Exercise 8 — Event instead of busy-wait (stretch)
# Worker spins on shared array
while gen_array[0] != expected:
pass
# Worker uses Event.wait()
event.wait()
event.clear()
event.wait() puts the worker to sleep at the kernel level. The wakeup involves an inter-process signal — typically 50-200 µs of overhead. Compared to the spin-loop (~0.1-1 µs latency), the Event-based pattern is 50-500× slower per round-trip.
But: the spinning worker pins a CPU core at 100% even when there’s no work. On a laptop, this means heat and battery drain. On a shared server, it crowds out other processes. Event-based wakeup is the right choice for low-frequency coordination (≤ a few hundred wakeups per second, e.g. background batch jobs). Spin-loop is right for high-frequency coordination on dedicated cores (a real-time simulator at 1 kHz).
Exercise 9 — The 1 kHz physics-engine question (stretch)
Tick budget at 1 kHz: 1 ms = 1000 µs
If coordination is 1 µs/event (shared array, no contention):
budget allows 1000 coordination events / tick
but a typical physics simulator wants ~50 system phases × 8 workers = 400 events / tick
fits — coordination uses 40% of the budget
If coordination is 30 µs/event (queue-based):
budget allows 33 events / tick
same simulator needs 400 events → exceeds budget by 12×
does not fit
At 1 kHz the simulator must use shared-array coordination and still has 40% of its budget consumed by coordination alone. Most physics engines run at 1 kHz or higher (game physics often at 240 Hz, control systems at 1-10 kHz). The arithmetic above is why those engines are usually in C++ or Rust — the per-event coordination cost in those languages is ~10-100 ns, leaving room for the actual physics.

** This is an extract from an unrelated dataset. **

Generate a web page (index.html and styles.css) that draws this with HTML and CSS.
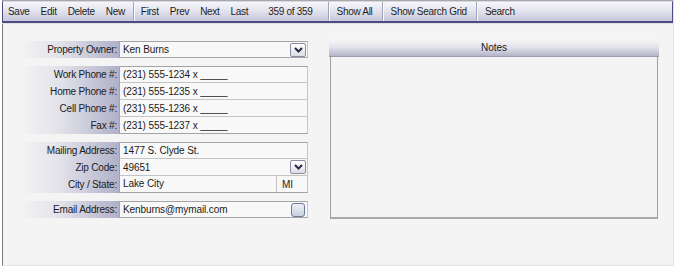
FILE: index.html
```html
<!DOCTYPE html>
<html>
<head>
<meta charset="utf-8">
<link rel="stylesheet" href="styles.css">
</head>
<body>
<div class="frame">
  <div class="toolbar">
    <span class="tb">Save</span><span class="tb">Edit</span><span class="tb">Delete</span><span class="tb">New</span>
    <span class="sep"></span>
    <span class="tb">First</span><span class="tb">Prev</span><span class="tb">Next</span><span class="tb">Last</span>
    <span class="tb count">359 of 359</span>
    <span class="sep"></span>
    <span class="tb wide">Show All</span>
    <span class="sep"></span>
    <span class="tb wide">Show Search Grid</span>
    <span class="sep"></span>
    <span class="tb wide">Search</span>
  </div>
  <div class="content">
    <div class="form">
      <div class="group">
        <div class="labels"><div class="lbl">Property Owner:</div></div>
        <div class="fields">
          <div class="row"><span class="val">Ken Burns</span><span class="drop"><svg width="9" height="6" viewBox="0 0 9 6"><polyline points="1,1 4.5,4.5 8,1" fill="none" stroke="#2a2a48" stroke-width="2"/></svg></span></div>
        </div>
      </div>
      <div class="group">
        <div class="labels">
          <div class="lbl">Work Phone #:</div>
          <div class="lbl">Home Phone #:</div>
          <div class="lbl">Cell Phone #:</div>
          <div class="lbl">Fax #:</div>
        </div>
        <div class="fields">
          <div class="row"><span class="val">(231) 555-1234 x _____</span></div>
          <div class="row"><span class="val">(231) 555-1235 x _____</span></div>
          <div class="row"><span class="val">(231) 555-1236 x _____</span></div>
          <div class="row"><span class="val">(231) 555-1237 x _____</span></div>
        </div>
      </div>
      <div class="group">
        <div class="labels">
          <div class="lbl">Mailing Address:</div>
          <div class="lbl">Zip Code:</div>
          <div class="lbl">City / State:</div>
        </div>
        <div class="fields">
          <div class="row"><span class="val">1477 S. Clyde St.</span></div>
          <div class="row"><span class="val">49651</span><span class="drop"><svg width="9" height="6" viewBox="0 0 9 6"><polyline points="1,1 4.5,4.5 8,1" fill="none" stroke="#2a2a48" stroke-width="2"/></svg></span></div>
          <div class="row"><span class="val city">Lake City</span><span class="val state">MI</span></div>
        </div>
      </div>
      <div class="group">
        <div class="labels"><div class="lbl">Email Address:</div></div>
        <div class="fields">
          <div class="row"><span class="val">Kenburns@mymail.com</span><span class="check"></span></div>
        </div>
      </div>
    </div>
    <div class="notes">
      <div class="notes-head">Notes</div>
      <div class="notes-body"></div>
    </div>
  </div>
</div>
</body>
</html>
```

FILE: styles.css
```css
html, body {
  margin: 0;
  padding: 0;
  background: #ffffff;
  font-family: "Liberation Sans", Arial, sans-serif;
  font-size: 10px;
  color: #1e1e1e;
}

.frame {
  margin-left: 2px;
  width: 670px;
  height: 264px;
  border-left: 1px solid #7a7a7a;
  border-right: 1px solid #e6e6dc;
  border-bottom: 1px solid #e6e6dc;
  border-top: 1px solid #a8a8a8;
  background: #f4f4f4;
  box-sizing: content-box;
}

.toolbar {
  display: flex;
  align-items: center;
  height: 19px;
  margin-left: -1px;
  border-left: 1px solid #4c4c84;
  border-right: 1px solid #4c4c84;
  border-bottom: 2px solid #4c4c84;
  border-top: 1px solid #d8d8e4;
  background: linear-gradient(to bottom, #f6f6fa 0%, #e4e4ee 45%, #c6c6dc 100%);
  width: 669px;
  box-shadow: 0 1px 0 #e0e0e0;
}

.tb {
  padding: 0 5.5px;
  line-height: 19px;
  white-space: nowrap;
  letter-spacing: -0.3px;
}

.tb:first-child { padding-left: 5px; }

.tb.count { padding-left: 14.5px; padding-right: 12.5px; }

.tb.wide { padding: 0 6.5px; }

.sep {
  align-self: stretch;
  width: 1px;
  background: #a4a4bc;
  box-shadow: 1px 0 0 #fafafe;
  margin: 0 1.5px 0 2.5px;
}

.content {
  display: flex;
  align-items: flex-start;
  gap: 21px;
  padding: 16px 0 0 17px;
}

.form {
  display: flex;
  flex-direction: column;
  gap: 8px;
  width: 288px;
  padding-top: 2px;
}

.group {
  display: flex;
}

.labels {
  width: 99px;
  background: linear-gradient(to right, rgba(244,244,244,0) 0%, #e2e2ea 40%, #c6c6d8 75%, #b0b0c8 100%);
}

.lbl {
  height: 17px;
  line-height: 17px;
  text-align: right;
  padding-right: 2px;
  white-space: nowrap;
  letter-spacing: -0.2px;
  color: #202020;
}

.fields {
  flex: 1;
  border: 1px solid #a4a4a4;
  border-right-color: #c8c8c8;
  background: #f8f8f8;
}

.row {
  display: flex;
  align-items: center;
  height: 16px;
  border-top: 1px solid #c4c4c4;
}

.row:first-child {
  border-top: none;
  height: 15px;
}

.val {
  padding-left: 3px;
  flex: 1;
  white-space: nowrap;
  letter-spacing: -0.1px;
  color: #1a1a1a;
}

.val.city {
  flex: 0 0 153px;
  border-right: 1px solid #c4c4c4;
  align-self: stretch;
  line-height: 16px;
}

.val.state {
  padding-left: 5px;
}

.drop {
  width: 14px;
  height: 12px;
  margin-right: 1px;
  border: 1px solid #8c8ca4;
  border-radius: 2px;
  background: linear-gradient(to bottom, #ffffff, #dcdce6);
  display: flex;
  align-items: center;
  justify-content: center;
}

.check {
  width: 12px;
  height: 12px;
  margin-right: 2px;
  border: 1px solid #6c7c98;
  border-radius: 3px;
  background: linear-gradient(to bottom, #eef0f6, #c8d0de);
}

.notes {
  width: 330px;
  display: flex;
  flex-direction: column;
}

.notes-head {
  height: 17px;
  line-height: 17px;
  text-align: center;
  background: linear-gradient(to bottom, #f8f8fa 0%, #e2e2ea 50%, #b4b4ca 100%);
  border-bottom: 1px solid #9a9ab0;
  color: #202020;
}

.notes-body {
  height: 160px;
  border: 1px solid #a0a0a0;
  border-top: none;
  border-bottom: 2px solid #a8a8a8;
  background: #f4f4f4;
  margin: 0 1px;
}
```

The escalation: at the point where Python coordination eats the budget, the work shifts to maturin (Rust + PyO3) for the inner loop. Same architecture, same partition-don’t-lock pattern, but with sub-microsecond coordination via Rust’s crossbeam::channel or std::sync::atomic. The architecture is portable; the language is the tooling decision.